THE EXERCISE:
No images are to be carried over; print all other material exactly as it stands.
____
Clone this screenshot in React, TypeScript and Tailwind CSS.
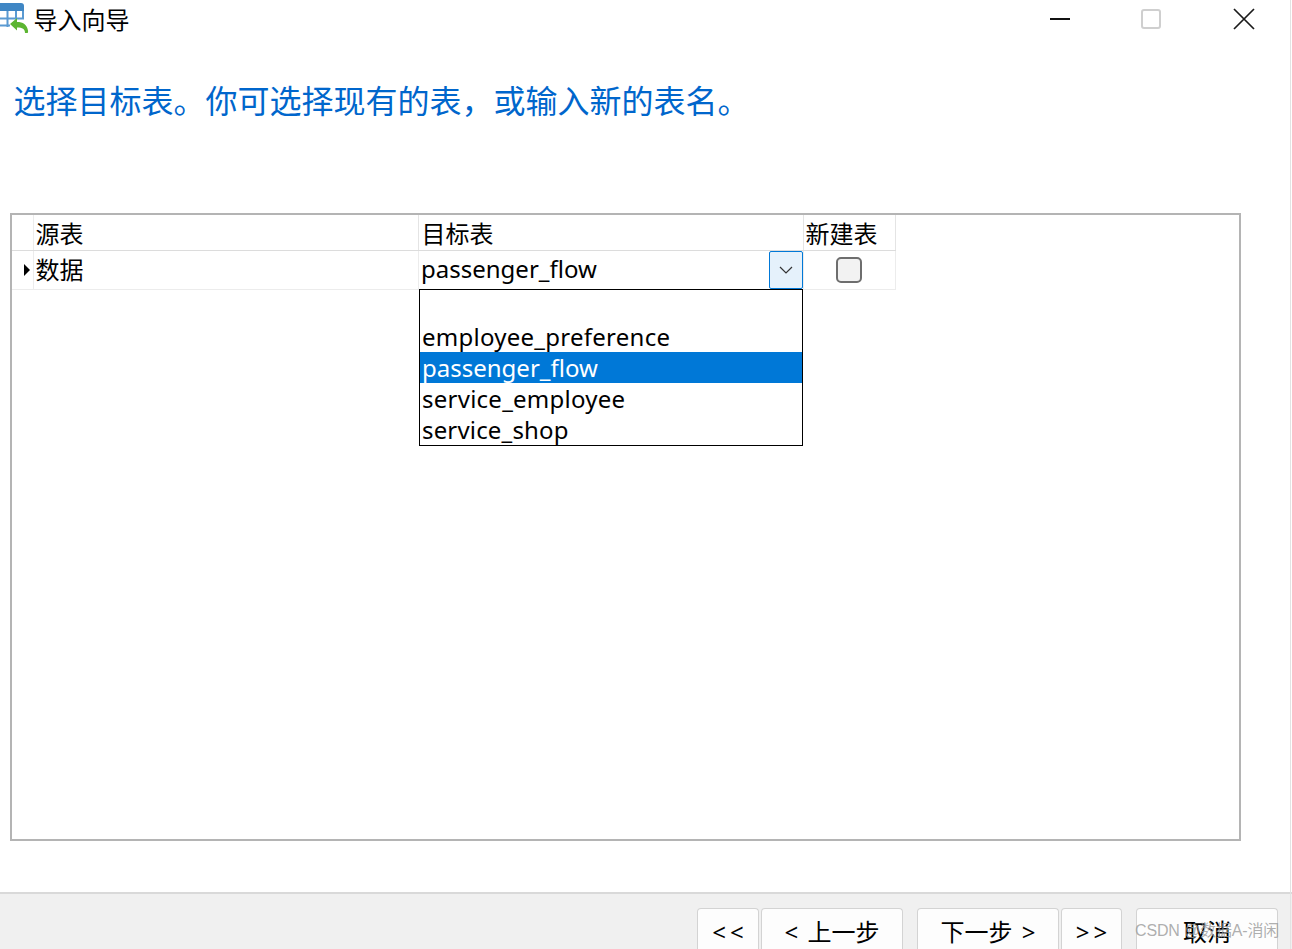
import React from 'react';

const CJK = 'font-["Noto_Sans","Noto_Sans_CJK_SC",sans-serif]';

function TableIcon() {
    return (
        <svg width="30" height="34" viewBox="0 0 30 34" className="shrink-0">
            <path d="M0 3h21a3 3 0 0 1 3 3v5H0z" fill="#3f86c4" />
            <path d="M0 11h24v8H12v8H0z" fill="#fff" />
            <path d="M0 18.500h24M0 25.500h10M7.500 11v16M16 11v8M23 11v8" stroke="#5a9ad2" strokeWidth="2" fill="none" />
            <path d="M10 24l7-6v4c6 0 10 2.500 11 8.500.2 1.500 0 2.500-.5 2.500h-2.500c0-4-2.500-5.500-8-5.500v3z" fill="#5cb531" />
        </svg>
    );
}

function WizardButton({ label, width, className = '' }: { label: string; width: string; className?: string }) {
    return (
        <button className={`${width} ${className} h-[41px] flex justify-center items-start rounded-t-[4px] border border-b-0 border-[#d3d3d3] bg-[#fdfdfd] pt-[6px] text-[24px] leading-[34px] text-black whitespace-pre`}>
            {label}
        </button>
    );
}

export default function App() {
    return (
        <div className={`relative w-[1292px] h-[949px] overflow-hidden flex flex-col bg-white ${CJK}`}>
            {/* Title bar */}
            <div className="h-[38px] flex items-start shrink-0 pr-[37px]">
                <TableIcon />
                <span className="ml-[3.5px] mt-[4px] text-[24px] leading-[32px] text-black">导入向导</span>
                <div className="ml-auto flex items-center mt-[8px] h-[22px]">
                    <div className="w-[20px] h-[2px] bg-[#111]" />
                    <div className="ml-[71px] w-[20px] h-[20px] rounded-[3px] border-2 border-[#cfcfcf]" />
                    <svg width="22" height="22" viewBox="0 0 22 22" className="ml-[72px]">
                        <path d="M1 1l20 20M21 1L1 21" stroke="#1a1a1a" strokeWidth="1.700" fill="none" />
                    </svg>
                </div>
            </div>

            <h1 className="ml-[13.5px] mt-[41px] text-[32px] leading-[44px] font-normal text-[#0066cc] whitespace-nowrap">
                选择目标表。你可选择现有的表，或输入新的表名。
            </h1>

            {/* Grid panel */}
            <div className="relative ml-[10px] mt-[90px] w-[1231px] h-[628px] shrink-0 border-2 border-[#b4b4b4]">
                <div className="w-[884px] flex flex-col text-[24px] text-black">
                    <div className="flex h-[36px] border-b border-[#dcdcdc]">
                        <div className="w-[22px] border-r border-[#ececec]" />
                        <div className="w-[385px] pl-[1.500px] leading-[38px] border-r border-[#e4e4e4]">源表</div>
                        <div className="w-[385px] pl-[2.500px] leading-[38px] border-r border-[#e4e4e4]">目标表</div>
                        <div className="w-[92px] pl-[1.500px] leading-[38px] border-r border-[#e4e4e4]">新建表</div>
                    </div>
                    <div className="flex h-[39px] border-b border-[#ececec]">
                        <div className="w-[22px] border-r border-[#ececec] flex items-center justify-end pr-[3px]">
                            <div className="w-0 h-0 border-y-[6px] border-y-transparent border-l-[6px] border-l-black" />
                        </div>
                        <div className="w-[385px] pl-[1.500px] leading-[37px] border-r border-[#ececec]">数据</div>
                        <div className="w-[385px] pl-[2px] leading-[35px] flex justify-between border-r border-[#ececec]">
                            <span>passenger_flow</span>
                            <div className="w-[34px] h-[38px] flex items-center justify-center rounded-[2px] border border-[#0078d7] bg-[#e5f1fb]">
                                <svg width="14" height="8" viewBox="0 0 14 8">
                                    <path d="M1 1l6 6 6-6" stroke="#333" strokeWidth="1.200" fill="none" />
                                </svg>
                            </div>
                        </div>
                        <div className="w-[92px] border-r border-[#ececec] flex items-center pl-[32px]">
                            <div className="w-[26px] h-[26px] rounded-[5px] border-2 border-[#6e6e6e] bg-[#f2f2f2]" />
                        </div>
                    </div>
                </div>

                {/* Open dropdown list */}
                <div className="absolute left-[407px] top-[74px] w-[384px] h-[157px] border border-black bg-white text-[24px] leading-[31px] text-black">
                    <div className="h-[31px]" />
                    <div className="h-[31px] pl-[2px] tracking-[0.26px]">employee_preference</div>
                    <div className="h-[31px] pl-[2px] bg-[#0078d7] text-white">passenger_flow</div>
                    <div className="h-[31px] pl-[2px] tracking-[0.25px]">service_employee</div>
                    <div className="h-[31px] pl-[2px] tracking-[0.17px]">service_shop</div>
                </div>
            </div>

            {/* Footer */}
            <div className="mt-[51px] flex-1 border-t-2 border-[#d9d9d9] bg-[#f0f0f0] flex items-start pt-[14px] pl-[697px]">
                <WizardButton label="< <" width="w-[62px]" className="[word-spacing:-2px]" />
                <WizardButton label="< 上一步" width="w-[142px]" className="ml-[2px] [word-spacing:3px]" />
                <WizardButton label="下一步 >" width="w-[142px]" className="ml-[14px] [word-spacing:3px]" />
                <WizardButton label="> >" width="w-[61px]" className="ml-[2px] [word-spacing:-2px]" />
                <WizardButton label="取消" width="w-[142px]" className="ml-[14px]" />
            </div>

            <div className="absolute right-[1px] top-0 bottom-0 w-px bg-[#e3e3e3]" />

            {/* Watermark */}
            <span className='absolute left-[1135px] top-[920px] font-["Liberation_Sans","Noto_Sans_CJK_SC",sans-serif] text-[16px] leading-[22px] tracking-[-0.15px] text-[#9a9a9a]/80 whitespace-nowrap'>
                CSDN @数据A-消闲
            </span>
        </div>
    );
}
____
RESPONSE:
Clone this screenshot in React, TypeScript and Tailwind CSS.
import React from 'react';

const CJK = 'font-["Noto_Sans","Noto_Sans_CJK_SC",sans-serif]';

function TableIcon() {
    return (
        <svg width="30" height="34" viewBox="0 0 30 34" className="shrink-0">
            <path d="M0 3h21a3 3 0 0 1 3 3v5H0z" fill="#3f86c4" />
            <path d="M0 11h24v8H12v8H0z" fill="#fff" />
            <path d="M0 18.500h24M0 25.500h10M7.500 11v16M16 11v8M23 11v8" stroke="#5a9ad2" strokeWidth="2" fill="none" />
            <path d="M10 24l7-6v4c6 0 10 2.500 11 8.500.2 1.500 0 2.500-.5 2.500h-2.500c0-4-2.500-5.500-8-5.500v3z" fill="#5cb531" />
        </svg>
    );
}

function WizardButton({ label, width, className = '' }: { label: string; width: string; className?: string }) {
    return (
        <button className={`${width} ${className} h-[41px] flex justify-center items-start rounded-t-[4px] border border-b-0 border-[#d3d3d3] bg-[#fdfdfd] pt-[6px] text-[24px] leading-[34px] text-black whitespace-pre`}>
            {label}
        </button>
    );
}

export default function App() {
    return (
        <div className={`relative w-[1292px] h-[949px] overflow-hidden flex flex-col bg-white ${CJK}`}>
            {/* Title bar */}
            <div className="h-[38px] flex items-start shrink-0 pr-[37px]">
                <TableIcon />
                <span className="ml-[3.5px] mt-[4px] text-[24px] leading-[32px] text-black">导入向导</span>
                <div className="ml-auto flex items-center mt-[8px] h-[22px]">
                    <div className="w-[20px] h-[2px] bg-[#111]" />
                    <div className="ml-[71px] w-[20px] h-[20px] rounded-[3px] border-2 border-[#cfcfcf]" />
                    <svg width="22" height="22" viewBox="0 0 22 22" className="ml-[72px]">
                        <path d="M1 1l20 20M21 1L1 21" stroke="#1a1a1a" strokeWidth="1.700" fill="none" />
                    </svg>
                </div>
            </div>

            <h1 className="ml-[13.5px] mt-[41px] text-[32px] leading-[44px] font-normal text-[#0066cc] whitespace-nowrap">
                选择目标表。你可选择现有的表，或输入新的表名。
            </h1>

            {/* Grid panel */}
            <div className="relative ml-[10px] mt-[90px] w-[1231px] h-[628px] shrink-0 border-2 border-[#b4b4b4]">
                <div className="w-[884px] flex flex-col text-[24px] text-black">
                    <div className="flex h-[36px] border-b border-[#dcdcdc]">
                        <div className="w-[22px] border-r border-[#ececec]" />
                        <div className="w-[385px] pl-[1.500px] leading-[38px] border-r border-[#e4e4e4]">源表</div>
                        <div className="w-[385px] pl-[2.500px] leading-[38px] border-r border-[#e4e4e4]">目标表</div>
                        <div className="w-[92px] pl-[1.500px] leading-[38px] border-r border-[#e4e4e4]">新建表</div>
                    </div>
                    <div className="flex h-[39px] border-b border-[#ececec]">
                        <div className="w-[22px] border-r border-[#ececec] flex items-center justify-end pr-[3px]">
                            <div className="w-0 h-0 border-y-[6px] border-y-transparent border-l-[6px] border-l-black" />
                        </div>
                        <div className="w-[385px] pl-[1.500px] leading-[37px] border-r border-[#ececec]">数据</div>
                        <div className="w-[385px] pl-[2px] leading-[35px] flex justify-between border-r border-[#ececec]">
                            <span>passenger_flow</span>
                            <div className="w-[34px] h-[38px] flex items-center justify-center rounded-[2px] border border-[#0078d7] bg-[#e5f1fb]">
                                <svg width="14" height="8" viewBox="0 0 14 8">
                                    <path d="M1 1l6 6 6-6" stroke="#333" strokeWidth="1.200" fill="none" />
                                </svg>
                            </div>
                        </div>
                        <div className="w-[92px] border-r border-[#ececec] flex items-center pl-[32px]">
                            <div className="w-[26px] h-[26px] rounded-[5px] border-2 border-[#6e6e6e] bg-[#f2f2f2]" />
                        </div>
                    </div>
                </div>

                {/* Open dropdown list */}
                <div className="absolute left-[407px] top-[74px] w-[384px] h-[157px] border border-black bg-white text-[24px] leading-[31px] text-black">
                    <div className="h-[31px]" />
                    <div className="h-[31px] pl-[2px] tracking-[0.26px]">employee_preference</div>
                    <div className="h-[31px] pl-[2px] bg-[#0078d7] text-white">passenger_flow</div>
                    <div className="h-[31px] pl-[2px] tracking-[0.25px]">service_employee</div>
                    <div className="h-[31px] pl-[2px] tracking-[0.17px]">service_shop</div>
                </div>
            </div>

            {/* Footer */}
            <div className="mt-[51px] flex-1 border-t-2 border-[#d9d9d9] bg-[#f0f0f0] flex items-start pt-[14px] pl-[697px]">
                <WizardButton label="< <" width="w-[62px]" className="[word-spacing:-2px]" />
                <WizardButton label="< 上一步" width="w-[142px]" className="ml-[2px] [word-spacing:3px]" />
                <WizardButton label="下一步 >" width="w-[142px]" className="ml-[14px] [word-spacing:3px]" />
                <WizardButton label="> >" width="w-[61px]" className="ml-[2px] [word-spacing:-2px]" />
                <WizardButton label="取消" width="w-[142px]" className="ml-[14px]" />
            </div>

            <div className="absolute right-[1px] top-0 bottom-0 w-px bg-[#e3e3e3]" />

            {/* Watermark */}
            <span className='absolute left-[1135px] top-[920px] font-["Liberation_Sans","Noto_Sans_CJK_SC",sans-serif] text-[16px] leading-[22px] tracking-[-0.15px] text-[#9a9a9a]/80 whitespace-nowrap'>
                CSDN @数据A-消闲
            </span>
        </div>
    );
}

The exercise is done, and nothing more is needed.